Frank “The Fixer” Avacano (Lou Albano) is the big bear villain; a cartoon version of a goon who yells from the bottom of his throat while carrying six pretzels or eating a footlong sub sandwich. But all falls down for Harry and Moe when Costello assigns them the task of fixing a bet of $10K on a horserace, as Harry foolishly concocts a scheme to bet on another horse to win $60k. Of course, their plan backfires – and Costello sets up a plot for Harry and Moe to kill each other by turning against one another. The two stooges end up owing a $250,000 in debt to Costello, and they head over to Atlantic City, in possession of Frank’s credit card, splurging on hotel suites, massages and lavish meals, only to be interrupted by Bobby De Elia (Harvey Keitel), a casino owner and a former friend, who gets involved in the twist. The outrageous ending of death fakes and pseudo-suicides end up in Harry and Moe’s favor as Costello’s mafia blow themselves up in an accidental explosion after Costello’s goons light his cigarette inside Moe’s house which is filled with gas, bringing the story around, full-circle from the opening sequence.

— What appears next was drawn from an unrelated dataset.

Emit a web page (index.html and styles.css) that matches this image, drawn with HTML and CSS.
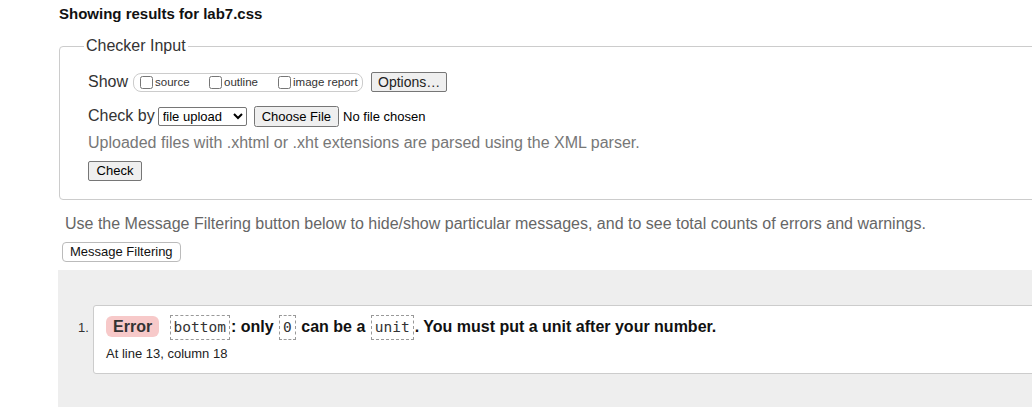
FILE: index.html
```html
<!DOCTYPE html>
<html>
<head>
<meta charset="utf-8">
<link rel="stylesheet" href="styles.css">
</head>
<body>
<div class="page">
  <h2 class="title">Showing results for lab7.css</h2>
  <fieldset class="checker">
    <legend class="legend">Checker Input</legend>
    <div class="inner">
      <div class="row show-row">
        <span class="label">Show</span>
        <span class="opts">
          <label class="opt"><input type="checkbox" class="cb">source</label>
          <label class="opt"><input type="checkbox" class="cb">outline</label>
          <label class="opt last"><input type="checkbox" class="cb">image report</label>
        </span>
        <button class="btn options">Options…</button>
      </div>
      <div class="row by-row">
        <span class="label">Check by</span>
        <select class="sel"><option>file upload</option></select>
        <input type="file" class="file">
      </div>
      <p class="note">Uploaded files with .xhtml or .xht extensions are parsed using the XML parser.</p>
      <button class="btn check">Check</button>
    </div>
  </fieldset>
  <p class="info">Use the Message Filtering button below to hide/show particular messages, and to see total counts of errors and warnings.</p>
  <button class="btn filter">Message Filtering</button>
  <div class="results">
    <ol class="list">
      <li class="item">
        <span class="num">1.</span>
        <div class="card">
          <p class="msg"><span class="badge">Error</span> <code class="code">bottom</code>: only <code class="code">0</code> can be a <code class="code">unit</code>. You must put a unit after your number.</p>
          <p class="loc">At line 13, column 18</p>
        </div>
      </li>
    </ol>
  </div>
</div>
</body>
</html>
```
FILE: styles.css
```css
html, body {
  margin: 0;
  padding: 0;
  overflow: hidden;
  background: #fff;
}
body {
  font-family: "Liberation Sans", Arial, sans-serif;
  color: #000;
  width: 1032px;
  height: 407px;
}
.page {
  padding-left: 59px;
  width: 1200px;
}
.title {
  font-size: 15px;
  font-weight: bold;
  margin: 0;
  padding-top: 5px;
  line-height: 18px;
  color: #111;
}
.checker {
  margin: 14px 0 0 0;
  padding: 0 0 18px 0;
  border: 1px solid #ccc;
  border-radius: 4px;
  width: 1100px;
  box-sizing: border-box;
}
.legend {
  margin-left: 24px;
  padding: 0 2px;
  font-size: 16px;
  color: #333;
  line-height: 18px;
}
.inner {
  padding-left: 28px;
}
.row {
  display: flex;
  align-items: center;
}
.show-row {
  margin-top: 16px;
  height: 22px;
}
.label {
  font-size: 16px;
  color: #333;
}
.opts {
  display: inline-flex;
  align-items: center;
  border: 1px solid #ccc;
  border-radius: 8px;
  height: 17px;
  margin-left: 5px;
  padding: 0 4px 0 3px;
  width: 221px;
}
.opt {
  display: inline-flex;
  align-items: center;
  font-size: 11.5px;
  color: #333;
  width: 69px;
}
.opt.last {
  width: auto;
}
.cb {
  width: 13px;
  height: 13px;
  margin: 0 2px 0 3px;
}
.btn {
  font-family: "Liberation Sans", Arial, sans-serif;
  font-size: 13px;
  color: #000;
  background: #efefef;
  border: 1px solid #767676;
  border-radius: 2px;
  padding: 0 6px;
  height: 20px;
  line-height: 18px;
}
.options {
  margin-left: 8px;
  width: 76px;
  font-size: 14px;
  color: #222;
}
.by-row {
  margin-top: 13px;
  height: 20px;
}
.sel {
  font-family: "Liberation Sans", Arial, sans-serif;
  font-size: 13px;
  height: 19px;
  margin-left: 3px;
  width: 89px;
  padding: 0;
  border: 1px solid #767676;
  border-radius: 2px;
  color: #000;
  background: #fff;
}
.file {
  font-family: "Liberation Sans", Arial, sans-serif;
  font-size: 13px;
  margin-left: 7px;
  color: #000;
}
.note {
  margin: 7px 0 0 0;
  font-size: 16px;
  color: #777;
  line-height: 19px;
}
.check {
  margin-top: 9px;
  width: 54px;
  padding: 0;
}
.info {
  margin: 14px 0 0 6px;
  font-size: 16px;
  color: #666;
  line-height: 19px;
}
.filter {
  margin: 9px 0 0 3px;
  border: 1px solid #bbb;
  border-radius: 4px;
  background: #fff;
  height: 20px;
  padding: 0 7px;
  color: #111;
}
.results {
  margin-top: 8px;
  margin-left: -1px;
  background: #eee;
  padding: 35px 0 40px 0;
}
.list {
  list-style: none;
  margin: 0;
  padding: 0;
}
.item {
  display: flex;
  align-items: flex-start;
}
.num {
  width: 35px;
  box-sizing: border-box;
  padding-left: 20px;
  font-size: 13px;
  color: #333;
  padding-top: 15px;
}
.card {
  flex: 1;
  background: #fff;
  border: 1px solid #ccc;
  border-radius: 3px 0 0 3px;
  padding: 8px 12px 12px 12px;
}
.msg {
  margin: 0;
  font-size: 16px;
  font-weight: bold;
  color: #111;
  line-height: 25px;
}
.badge {
  display: inline-block;
  background: #f7c9c9;
  border-radius: 6px;
  padding: 0 7px;
  line-height: 21px;
  color: #333;
  margin-right: 5px;
}
.code {
  display: inline-block;
  font-family: "DejaVu Sans Mono", monospace;
  font-weight: normal;
  font-size: 14.5px;
  color: #333;
  border: 1px dashed #999;
  padding: 0 3px;
  line-height: 23px;
  vertical-align: middle;
  margin: 0 1px;
}
.loc {
  margin: 6px 0 0 0;
  font-size: 13px;
  color: #222;
  line-height: 15px;
}
```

Brian De Palma’s Wise Guys almost feels like a preliminary practice film that got him warmed up for what would come a year later, The Untouchables (1987) – a filmmaking rarity that combined the best of the best with original music composed by Ennio Morricone, an original screenplay written by David Mamet, a production by Art Linson, and directed by the one and only Brian De Palma. But the truth is, De Palma’s heart wasn’t dedicated to the making of Wise Guys, and only trekked through it because of his fondness in working with Danny Devito. “Now a movie I wish I hadn’t done was “Wise Guys.” The studio changed their minds and didn’t want to make it. They just wanted us to go away. I should have just taken my money and walked instead of dealing with a studio that didn’t want to make the movie.” De Palma admitted, in an interview with Business Insider in 2016.
Wise Guys was written by George Gallo, who penned the screenplays for Midnight Run (1988), 29th Street (1991), Trapped in Paradise (1993) and The Whole Ten Yards (2004) in addition to completing script revisions on Analyze This (1999), which were all gangster comedies involving crime and drama. Moreover, he wrote action/comedy films involving African/American lead actors like Michael Bay’s Bad Boys (1995) starring Martin Lawrence and Will Smith, in addition to Double Take (2001) with Orlando Jones and Eddie Griffin. Wise Guys is George Gallo’s first produced screenplay, and coupled with De Palma’s trademark aesthetics in direction with the occasional split diopter or 360-degree shot, it results in a crazy dark-comedy that would be perfectly paired in a double-feature with Martin Brest’s Midnight Run (1988). Wise Guys is a combination of De Palma’s visual aesthetics with MGM Studios’ wide-ranging comedic demands. Even though De Palma considers Wise Guys his estranged child, the film represents the roots of many gangster comedies to come in the ’90s and ’00s.